--- START Supplied material ---

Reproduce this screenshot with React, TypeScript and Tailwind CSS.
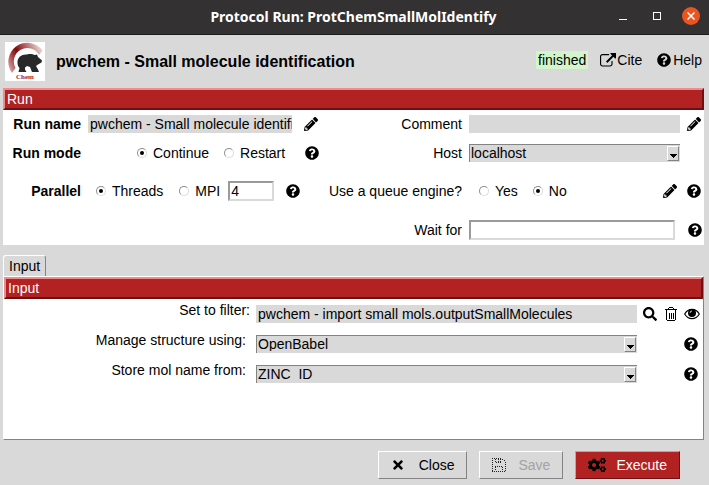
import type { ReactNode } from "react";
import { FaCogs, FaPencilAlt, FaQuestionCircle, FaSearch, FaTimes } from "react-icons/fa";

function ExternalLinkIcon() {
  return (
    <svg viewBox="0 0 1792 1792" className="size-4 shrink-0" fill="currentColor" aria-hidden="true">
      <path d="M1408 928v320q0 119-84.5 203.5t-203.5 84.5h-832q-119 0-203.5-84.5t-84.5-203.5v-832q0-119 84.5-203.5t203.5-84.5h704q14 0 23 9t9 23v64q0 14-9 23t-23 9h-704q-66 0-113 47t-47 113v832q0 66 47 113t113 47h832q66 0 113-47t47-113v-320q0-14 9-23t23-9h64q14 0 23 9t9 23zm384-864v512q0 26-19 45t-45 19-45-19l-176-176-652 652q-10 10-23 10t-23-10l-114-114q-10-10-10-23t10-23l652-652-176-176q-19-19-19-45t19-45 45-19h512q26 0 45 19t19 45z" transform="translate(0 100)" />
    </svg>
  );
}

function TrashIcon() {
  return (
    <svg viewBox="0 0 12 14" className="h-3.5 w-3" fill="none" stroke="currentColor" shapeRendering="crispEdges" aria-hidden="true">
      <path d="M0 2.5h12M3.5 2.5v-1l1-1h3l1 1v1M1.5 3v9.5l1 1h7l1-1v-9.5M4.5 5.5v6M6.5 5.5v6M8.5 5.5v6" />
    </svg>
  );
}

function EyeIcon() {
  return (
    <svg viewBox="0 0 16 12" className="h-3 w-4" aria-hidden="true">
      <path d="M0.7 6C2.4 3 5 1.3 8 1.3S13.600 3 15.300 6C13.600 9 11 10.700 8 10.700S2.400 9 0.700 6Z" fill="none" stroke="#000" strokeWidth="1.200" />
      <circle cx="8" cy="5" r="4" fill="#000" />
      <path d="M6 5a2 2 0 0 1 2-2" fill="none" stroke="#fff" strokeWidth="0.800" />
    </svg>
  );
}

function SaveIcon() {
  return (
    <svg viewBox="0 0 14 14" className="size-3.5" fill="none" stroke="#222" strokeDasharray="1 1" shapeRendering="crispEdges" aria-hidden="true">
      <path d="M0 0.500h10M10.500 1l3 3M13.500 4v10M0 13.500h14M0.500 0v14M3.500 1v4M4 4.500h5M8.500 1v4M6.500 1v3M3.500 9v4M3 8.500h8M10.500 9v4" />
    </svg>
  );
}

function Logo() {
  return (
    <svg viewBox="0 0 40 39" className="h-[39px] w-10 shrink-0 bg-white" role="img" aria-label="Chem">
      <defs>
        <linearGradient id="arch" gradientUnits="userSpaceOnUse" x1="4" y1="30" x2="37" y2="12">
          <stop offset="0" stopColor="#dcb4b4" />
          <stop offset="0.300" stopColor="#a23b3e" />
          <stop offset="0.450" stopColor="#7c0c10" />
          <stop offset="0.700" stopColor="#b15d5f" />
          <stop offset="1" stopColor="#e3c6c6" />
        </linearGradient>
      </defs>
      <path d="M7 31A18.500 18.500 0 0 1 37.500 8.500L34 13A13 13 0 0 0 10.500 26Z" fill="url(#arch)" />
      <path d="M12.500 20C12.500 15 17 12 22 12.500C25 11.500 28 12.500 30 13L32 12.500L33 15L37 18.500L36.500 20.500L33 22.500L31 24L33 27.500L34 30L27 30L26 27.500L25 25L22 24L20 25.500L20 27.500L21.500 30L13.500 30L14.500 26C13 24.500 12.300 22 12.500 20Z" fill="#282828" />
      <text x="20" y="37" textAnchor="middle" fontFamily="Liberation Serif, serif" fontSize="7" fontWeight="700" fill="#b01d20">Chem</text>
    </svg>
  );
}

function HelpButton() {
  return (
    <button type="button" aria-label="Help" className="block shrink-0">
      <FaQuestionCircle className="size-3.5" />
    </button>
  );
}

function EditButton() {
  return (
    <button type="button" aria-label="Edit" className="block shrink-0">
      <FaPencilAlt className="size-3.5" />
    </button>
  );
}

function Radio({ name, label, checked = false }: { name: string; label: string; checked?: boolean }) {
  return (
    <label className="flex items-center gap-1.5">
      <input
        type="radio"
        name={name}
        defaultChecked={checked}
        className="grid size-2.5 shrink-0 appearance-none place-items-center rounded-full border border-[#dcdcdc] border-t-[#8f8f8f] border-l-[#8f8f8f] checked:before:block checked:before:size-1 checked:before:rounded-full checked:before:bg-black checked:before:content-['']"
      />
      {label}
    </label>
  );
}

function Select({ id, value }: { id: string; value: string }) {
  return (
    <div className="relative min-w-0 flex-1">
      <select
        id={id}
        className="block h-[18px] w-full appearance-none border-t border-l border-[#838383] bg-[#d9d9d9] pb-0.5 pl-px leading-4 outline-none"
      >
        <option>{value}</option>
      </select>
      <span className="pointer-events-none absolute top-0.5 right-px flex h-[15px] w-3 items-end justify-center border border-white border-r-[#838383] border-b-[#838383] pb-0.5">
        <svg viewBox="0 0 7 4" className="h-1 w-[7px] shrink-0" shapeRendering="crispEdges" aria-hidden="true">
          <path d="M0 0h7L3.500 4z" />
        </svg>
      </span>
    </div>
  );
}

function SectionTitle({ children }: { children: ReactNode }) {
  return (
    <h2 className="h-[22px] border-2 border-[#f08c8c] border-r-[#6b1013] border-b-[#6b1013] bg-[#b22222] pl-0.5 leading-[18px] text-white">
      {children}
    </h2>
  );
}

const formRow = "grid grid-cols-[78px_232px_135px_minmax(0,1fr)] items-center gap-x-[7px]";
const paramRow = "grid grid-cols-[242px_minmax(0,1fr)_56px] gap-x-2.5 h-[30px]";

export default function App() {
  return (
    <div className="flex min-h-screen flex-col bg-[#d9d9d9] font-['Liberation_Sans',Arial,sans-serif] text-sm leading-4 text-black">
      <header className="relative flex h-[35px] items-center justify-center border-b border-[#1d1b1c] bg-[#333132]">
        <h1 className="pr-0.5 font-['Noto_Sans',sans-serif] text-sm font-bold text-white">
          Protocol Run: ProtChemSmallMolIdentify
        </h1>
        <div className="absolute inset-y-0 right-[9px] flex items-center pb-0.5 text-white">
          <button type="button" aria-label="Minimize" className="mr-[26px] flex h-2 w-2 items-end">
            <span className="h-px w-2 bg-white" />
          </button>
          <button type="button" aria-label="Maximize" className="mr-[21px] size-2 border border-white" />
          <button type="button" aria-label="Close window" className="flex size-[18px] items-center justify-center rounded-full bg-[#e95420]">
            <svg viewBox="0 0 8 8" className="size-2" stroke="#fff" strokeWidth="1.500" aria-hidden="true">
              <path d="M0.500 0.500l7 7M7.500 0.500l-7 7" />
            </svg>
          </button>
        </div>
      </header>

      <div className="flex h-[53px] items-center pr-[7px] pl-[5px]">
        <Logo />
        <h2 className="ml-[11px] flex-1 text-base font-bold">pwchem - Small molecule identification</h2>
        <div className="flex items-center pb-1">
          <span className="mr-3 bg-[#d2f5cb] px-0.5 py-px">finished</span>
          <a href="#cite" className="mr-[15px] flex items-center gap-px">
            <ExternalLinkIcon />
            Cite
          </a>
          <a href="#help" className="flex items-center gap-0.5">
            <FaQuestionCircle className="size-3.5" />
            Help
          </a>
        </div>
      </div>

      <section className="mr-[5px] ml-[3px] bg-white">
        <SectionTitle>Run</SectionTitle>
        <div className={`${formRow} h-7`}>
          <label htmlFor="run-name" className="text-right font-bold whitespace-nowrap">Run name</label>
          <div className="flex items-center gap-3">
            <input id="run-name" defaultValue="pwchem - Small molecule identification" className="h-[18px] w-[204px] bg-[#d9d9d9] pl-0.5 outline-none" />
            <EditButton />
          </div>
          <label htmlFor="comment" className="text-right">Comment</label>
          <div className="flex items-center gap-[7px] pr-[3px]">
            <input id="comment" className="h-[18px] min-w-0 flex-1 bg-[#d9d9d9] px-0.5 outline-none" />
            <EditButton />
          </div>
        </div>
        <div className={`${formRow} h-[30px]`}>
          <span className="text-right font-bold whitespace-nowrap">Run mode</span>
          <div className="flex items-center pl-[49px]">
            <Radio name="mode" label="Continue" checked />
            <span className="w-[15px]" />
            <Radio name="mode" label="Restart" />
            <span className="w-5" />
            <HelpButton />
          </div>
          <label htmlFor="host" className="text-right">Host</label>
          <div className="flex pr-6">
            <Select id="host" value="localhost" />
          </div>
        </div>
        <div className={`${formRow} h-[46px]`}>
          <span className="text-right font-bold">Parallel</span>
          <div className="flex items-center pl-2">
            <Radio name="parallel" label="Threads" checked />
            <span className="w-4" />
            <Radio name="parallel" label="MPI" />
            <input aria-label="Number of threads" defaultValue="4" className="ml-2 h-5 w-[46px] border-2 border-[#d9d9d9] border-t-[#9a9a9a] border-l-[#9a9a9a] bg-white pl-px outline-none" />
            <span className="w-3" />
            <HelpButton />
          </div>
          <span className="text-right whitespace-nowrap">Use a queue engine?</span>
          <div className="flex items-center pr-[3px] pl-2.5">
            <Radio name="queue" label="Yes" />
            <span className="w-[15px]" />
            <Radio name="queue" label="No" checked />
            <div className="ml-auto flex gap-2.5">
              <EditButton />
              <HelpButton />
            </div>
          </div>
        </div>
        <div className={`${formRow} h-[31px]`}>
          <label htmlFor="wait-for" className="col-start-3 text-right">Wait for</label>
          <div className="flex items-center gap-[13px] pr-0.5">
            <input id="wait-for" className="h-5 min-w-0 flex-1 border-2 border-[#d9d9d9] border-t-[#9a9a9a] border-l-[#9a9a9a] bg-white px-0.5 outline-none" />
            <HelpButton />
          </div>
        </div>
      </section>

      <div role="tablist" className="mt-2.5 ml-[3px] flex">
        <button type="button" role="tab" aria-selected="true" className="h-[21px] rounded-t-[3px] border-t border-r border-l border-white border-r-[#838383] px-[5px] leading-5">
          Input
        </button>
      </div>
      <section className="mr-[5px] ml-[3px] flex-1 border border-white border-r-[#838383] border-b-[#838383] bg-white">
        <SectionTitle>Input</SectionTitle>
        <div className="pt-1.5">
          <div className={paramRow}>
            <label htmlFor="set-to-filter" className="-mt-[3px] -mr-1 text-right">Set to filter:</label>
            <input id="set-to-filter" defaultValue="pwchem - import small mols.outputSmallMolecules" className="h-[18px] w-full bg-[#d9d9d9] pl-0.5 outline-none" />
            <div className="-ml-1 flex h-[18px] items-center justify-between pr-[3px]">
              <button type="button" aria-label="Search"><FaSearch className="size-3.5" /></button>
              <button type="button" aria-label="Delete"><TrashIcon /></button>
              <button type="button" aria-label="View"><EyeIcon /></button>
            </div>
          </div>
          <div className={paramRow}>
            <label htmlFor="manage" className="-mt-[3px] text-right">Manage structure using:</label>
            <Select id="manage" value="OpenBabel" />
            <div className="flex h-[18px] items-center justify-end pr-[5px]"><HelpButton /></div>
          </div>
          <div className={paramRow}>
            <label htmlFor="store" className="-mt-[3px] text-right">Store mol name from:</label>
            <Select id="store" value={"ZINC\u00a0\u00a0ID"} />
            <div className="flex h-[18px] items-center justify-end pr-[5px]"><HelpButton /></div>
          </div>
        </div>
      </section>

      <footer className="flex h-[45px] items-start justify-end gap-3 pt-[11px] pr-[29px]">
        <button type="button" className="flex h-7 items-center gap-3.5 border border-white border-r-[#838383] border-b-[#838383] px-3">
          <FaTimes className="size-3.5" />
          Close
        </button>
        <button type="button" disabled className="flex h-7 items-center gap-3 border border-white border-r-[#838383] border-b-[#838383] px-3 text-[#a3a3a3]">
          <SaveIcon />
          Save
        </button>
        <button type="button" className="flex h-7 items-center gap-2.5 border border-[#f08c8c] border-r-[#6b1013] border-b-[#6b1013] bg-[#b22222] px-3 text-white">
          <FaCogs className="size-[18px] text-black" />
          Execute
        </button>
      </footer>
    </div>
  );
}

--- END Supplied material ---

**Directive**
Up to and including the line with "FaQuestionCircle, FaSearch, FaTimes", copy the data above from its first line. Skip pictures.

**Answer to this task**
Reproduce this screenshot with React, TypeScript and Tailwind CSS.
import type { ReactNode } from "react";
import { FaCogs, FaPencilAlt, FaQuestionCircle, FaSearch, FaTimes } from "react-icons/fa";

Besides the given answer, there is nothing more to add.